Minagawa Kien (皆川淇園)

Kien MINAGAWA (January 1, 1735 - June 21, 1807) was a Confucianist ('Jugakusha' or 'Jusha' in Japanese) who lived in mid-Edo period. Kien's father was Nariyoshi MINAGAWA (who was also called Shundo and Hakushu), and his biological younger brother was Nariakira FUJITANI (who was also called Sojo and Kitanobe) who was known as a scholar of ancient Japanese thought and culture ('Kokugakusha' in Japanese). Kien was the pen name, and his real name was Gen. Hakukyo was Kien's azana (Chinese courtesy name which was, historically, the name formerly given to adult Chinese men, used in place of their given name in formal situations; scholars and the literati of Japan adopted this custom of courtesy name). Kien's common name was Bunzo. Another pen name of Kien was Yuhisai. Kien was born in Kyoto.

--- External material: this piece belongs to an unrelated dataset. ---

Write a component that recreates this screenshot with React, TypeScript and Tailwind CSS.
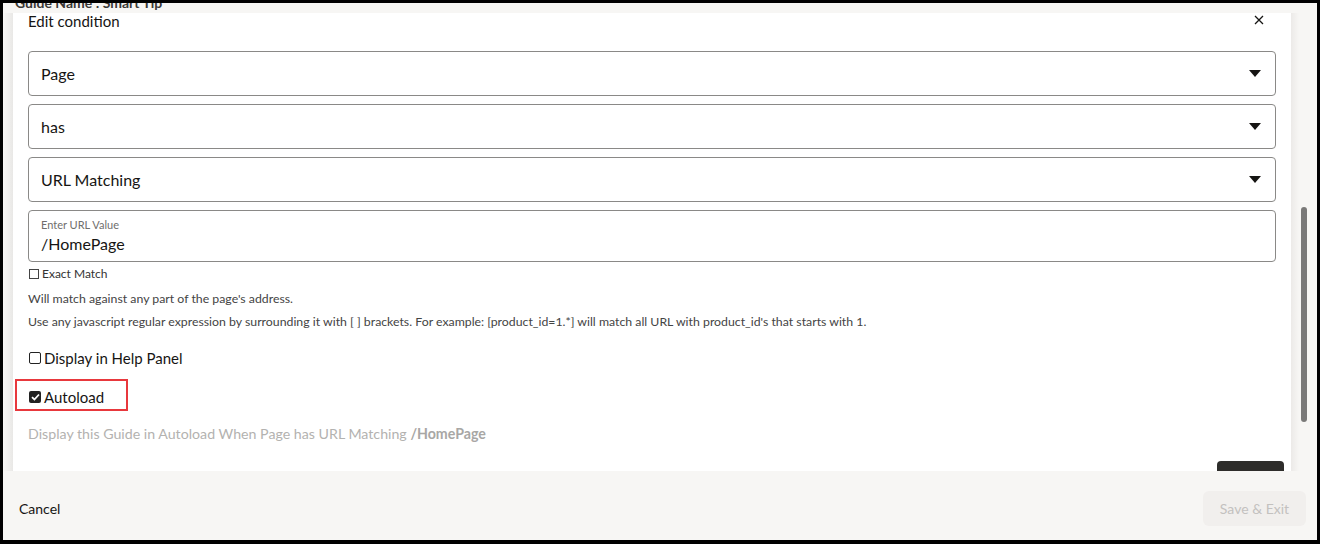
import React from "react";

function Caret() {
  return (
    <svg width="12" height="7" viewBox="0 0 12 7" className="shrink-0">
      <path d="M0 0 L12 0 L6 7 Z" fill="#161513" />
    </svg>
  );
}

function Select({ label }: { label: string }) {
  return (
    <div className="flex h-[45px] items-center justify-between rounded-[4px] border border-[#8a8987] bg-white pl-[12px] pr-[14px]">
      <span className="text-[16px] text-[#161513]">{label}</span>
      <Caret />
    </div>
  );
}

export default function App() {
  return (
    <div
      className="h-[544px] w-[1320px] overflow-hidden bg-black p-[3px] pb-[4px]"
      style={{ fontFamily: 'Lato, "Noto Sans", sans-serif' }}
    >
      <div className="relative flex h-full w-full flex-col overflow-hidden bg-[#f7f6f4]">
        <div className="absolute left-[12px] top-[-11px] text-[14px] font-bold text-[#3a3836]">
          Guide Name : Smart Tip
        </div>
        <div className="mt-[10px] flex h-[458px] shrink-0">
          <div className="w-[10px] shrink-0 bg-gradient-to-r from-[#f7f6f4] to-[#e9e8e6]" />
          <div className="relative flex-1 overflow-hidden bg-white pl-[15px] pr-[15px]">
            <div className="flex h-[38px] items-start justify-between pr-[12px]">
              <span className="text-[15px] leading-[17px] text-[#161513]">Edit condition</span>
              <svg width="10" height="10" viewBox="0 0 10 10" className="mt-[2px]">
                <path d="M1 1 L9 9 M9 1 L1 9" stroke="#161513" strokeWidth="1.3" />
              </svg>
            </div>
            <div className="flex flex-col gap-[8px]">
              <Select label="Page" />
              <Select label="has" />
              <Select label="URL Matching" />
              <div className="flex h-[52px] flex-col justify-center rounded-[4px] border border-[#8a8987] bg-white pl-[12px]">
                <span className="text-[11px] leading-[14px] text-[#6f6e6c]">Enter URL Value</span>
                <span className="mt-[1px] text-[16px] leading-[22px] text-[#161513]">/HomePage</span>
              </div>
            </div>
            <div className="mt-[3px] flex items-center gap-[3px] pl-[1px] text-[12px] text-[#333]">
              <span className="inline-block h-[10px] w-[10px] border border-[#444]" />
              <span>Exact Match</span>
            </div>
            <div className="mt-[8px] text-[12.3px] leading-[16px] text-[#444]">
              Will match against any part of the page's address.
            </div>
            <div className="mt-[7px] text-[12.3px] leading-[16px] text-[#444]">
              Use any javascript regular expression by surrounding it with [ ] brackets. For example: [product_id=1.*] will match all URL with product_id's that starts with 1.
            </div>
            <div className="mt-[17px] flex items-center gap-[3px] pl-[1px] text-[15px] text-[#161513]">
              <span className="inline-block h-[12px] w-[12px] rounded-[2px] border-[1.5px] border-[#222]" />
              <span>Display in Help Panel</span>
            </div>
            <div className="relative mt-[16px] flex items-center gap-[3px] pl-[1px] text-[15px] text-[#161513]">
              <div className="absolute left-[-13px] top-[-7px] h-[32px] w-[113px] border-2 border-[#e8383d]" />
              <span className="flex h-[12px] w-[12px] items-center justify-center rounded-[2px] bg-[#222]">
                <svg width="9" height="8" viewBox="0 0 9 8">
                  <path d="M1 4.2 L3.4 6.5 L8 1.5" stroke="white" strokeWidth="1.8" fill="none" />
                </svg>
              </span>
              <span>Autoload</span>
            </div>
            <div className="mt-[15px] text-[14.2px] text-[#b3b2b0]">
              Display this Guide in Autoload When Page has URL Matching{" "}
              <span className="font-bold text-[#a8a7a5]">/HomePage</span>
            </div>
            <div className="absolute bottom-[-10px] right-[7px] h-[20px] w-[67px] rounded-[4px] bg-[#2e2d2b]" />
          </div>
          <div className="flex w-[26px] shrink-0">
            <div className="w-[8px] bg-gradient-to-r from-[#eceae8] to-[#f7f6f4]" />
            <div className="flex flex-1 flex-col pt-[194px] pl-[2px]">
              <div className="h-[215px] w-[6px] rounded-full bg-[#7a7978]" />
            </div>
          </div>
        </div>
        <div className="flex flex-1 items-center justify-between pl-[16px] pr-[11px] pt-[6px]">
          <span className="text-[14px] text-[#161513]">Cancel</span>
          <div className="flex h-[35px] w-[103px] items-center justify-center rounded-[6px] bg-[#f1efed] text-[14px] text-[#c3c1bf]">
            Save &amp; Exit
          </div>
        </div>
      </div>
    </div>
  );
}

Kien learned Confucianism ('jugaku' in Japanese) under Kinri ITO and Genken MIYAKE. Kien studied further into the art of divination ('ekigaku' in Japanese), and based on his own philological theory did he advance a 'Kaibutsu-ron' theory (literally, 'kai' means opening and 'butsu' means objects, the 'kai-butsu' referring to a method of grasping the meaning of a word by voicing it so as to understand an object via name) which interpreted a relationship between 'name' and 'object,' and published books annotating many basic literature for Confucianism (which literature was called 'Keisho'), the books including "Roshi" (Lao Tzu or Lao-tse or Lao·zi; literally "Master Lao"), "Soshi" (Zhuangzi or Chuang-tzu; literally "Master Zhuang"), "Resshi" (Liezi or Lièzĭ or Lieh Tzu; literally "Master Lie") and "Rongo" (Lunyu in Chinese or Analects in English, also known as the Analects of Confucius). Kien was invited as a teacher of honor ('hinshi' in Japanese) by some feudal lords including Nobumine MATSUDAIRA of Kameyama Domain, Kiyoshi MATSUURA of Hirado Domain and Yasusada HONDA of Zeze Domain. Kien founded a private school in Kyoto, where he is said to have taught more than 3,000 students. Influenced by Ju EMURA's Shakujodo-shisha (the term shisha refers to a Chinese poetry salon), Kien and his fellow scholars Ritsuzan SHIBANO and Soshu AKAMATSU established their own shisha called Sanpaku-sha. Kien was also a prominent painter whose work of sansui-ga (landscape painting) was as highly regarded as his master Okyo MARUYAMA's. In 1806, Kien in late life gained support from various feudal lords so that he founded a 'gakumonsho' private school (MINAGAWA Kien Kodokan) in Kyoto. However, without fulfilling his life ambition did Kien die in the following year, at the age of 74. Kien was buried in the graveyard of Amida-ji Temple in Kyogoku area. Kien's boshi (epitaph or the record of the life of a deceased person which was inscribed on a slab of stone and placed in the tomb or inscribed on the tombstone) was created by Kiyoshi MATSUURA who composed the sentence and Yasusada HONDA who handwrote it.